SELECT e.firstName,c.CompanyName, COUNT(o.orderID)
FROM Employees e
JOIN Orders o ON e.employeeID=o.employeeID
JOIN Customers c ON c.customerID=o.customerID
GROUP BY e.firstName,c.CompanyName
ORDER BY e.firstName,c.CompanyName
Now the real fun begins as we transition this into a query that uses PIVOT. Because we’re grouping by not one but two columns, this query is a good candidate for PIVOT. We’ll start simple with a query that doesn’t JOIN anything, but just references the Orders table. We’ll choose to have Employee data put into columns since there are only 9 employees. Much more manageable. In this case the numbers 1 through 9 refer to the ID of employees:
SELECT * FROM Orders
PIVOT (COUNT(employeeID) FOR employeeID IN ([1],[2],[3],[4],[5],[6],[7],[8],[9])) p
In the result set notice that the specific columns returned come from the result of the PIVOT clause and not directly from the Orders table! And that PIVOT clause brings up every column from the Orders table except for employeeID, which gets weeded out since it is used in the aggregate function COUNT. If it helps to visualize what’s going on here, it’s as if we had said “GROUP BY *” if such a thing existed. Another interesting thing about PIVOT is that there can be only one aggregate function and column referenced. In this case it’s COUNT(employeeID).
To limit the columns returned to just what we need to show and aggregate, we’ll have to use a subquery. A subquery like this is necessary in almost every PIVOT query you would ever want to run. In this case we want to see a count of orders based on customerID and employeeID, so the subquery will include those columns.
SELECT * FROM (SELECT customerID,employeeID FROM Orders) o
PIVOT (COUNT(employeeID) FOR employeeID IN ([1],[2],[3],[4],[5],[6],[7],[8],[9])) p
The aliases “o” and “p” are essential!
Although we don’t use it anywhere else in the query, the alias “o” on the subquery (or really any alias at all) is required. The reason is that an unnamed table-valued parameter cannot be used as part of the PIVOT clause. So “o” gets referenced internally by PIVOT, and is never exposed anywhere else. If we want to specify a column in any way in the rest of the query such as in the column list or when JOINing to another table, we would instead use what PIVOT spits out, which is table-valued and given the alias “p”. Even if we don’t need to reference a column emitted from PIVOT (as seen in the above query), some kind of alias is still required.

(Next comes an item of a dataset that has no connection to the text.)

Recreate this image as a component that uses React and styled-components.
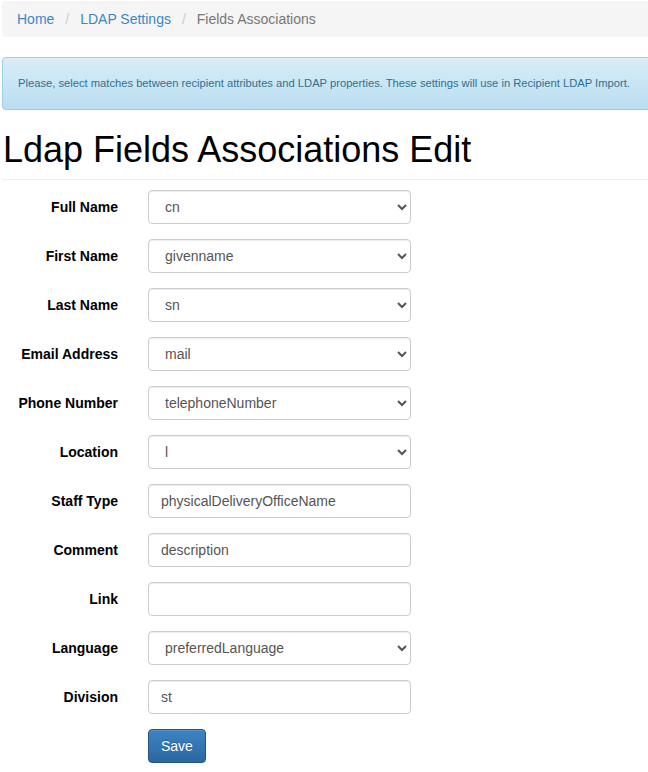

So now let’s update the column list to show friendlier names for the employeeID columns. Unfortunately each column you want to show this way needs to be hard-coded:
SELECT
customerID,
[1] as [Nancy],
[2] as [Andrew],
[3] as [Janet],
[4] as [Margaret],
[5] as [Steven],
[6] as [Michael],
[7] as [Robert],
[8] as [Laura],
[9] as [Anne]
FROM (SELECT customerID,employeeID FROM Orders) o
PIVOT (COUNT(employeeID) FOR employeeID IN ([1],[2],[3],[4],[5],[6],[7],[8],[9])) p
Our final trick will be to show friendly names for the customers by JOINing in that table, and referencing the companyName column. We’ll also do an ORDER BY with this column:
SELECT c.companyName,
[1] as [Nancy],
[2] as [Andrew],
[3] as [Janet],
[4] as [Margaret],
[5] as [Steven],
[6] as [Michael],
[7] as [Robert],
[8] as [Laura],
[9] as [Anne]
FROM (SELECT customerID,employeeID FROM Orders) o
PIVOT (COUNT(employeeID) FOR employeeID IN ([1],[2],[3],[4],[5],[6],[7],[8],[9])) p
JOIN Customers c ON p.customerID=c.customerID
ORDER BY c.CompanyName
Again note that in the JOIN we have to use “p.cusomterID” rathar than “o.customerID” since the alias “o” is only made available internally in PIVOT.
Hopefully you enjoyed this tour through the new PIVOT statement in SQL 2005. But if not, hey, at least you got this info for free!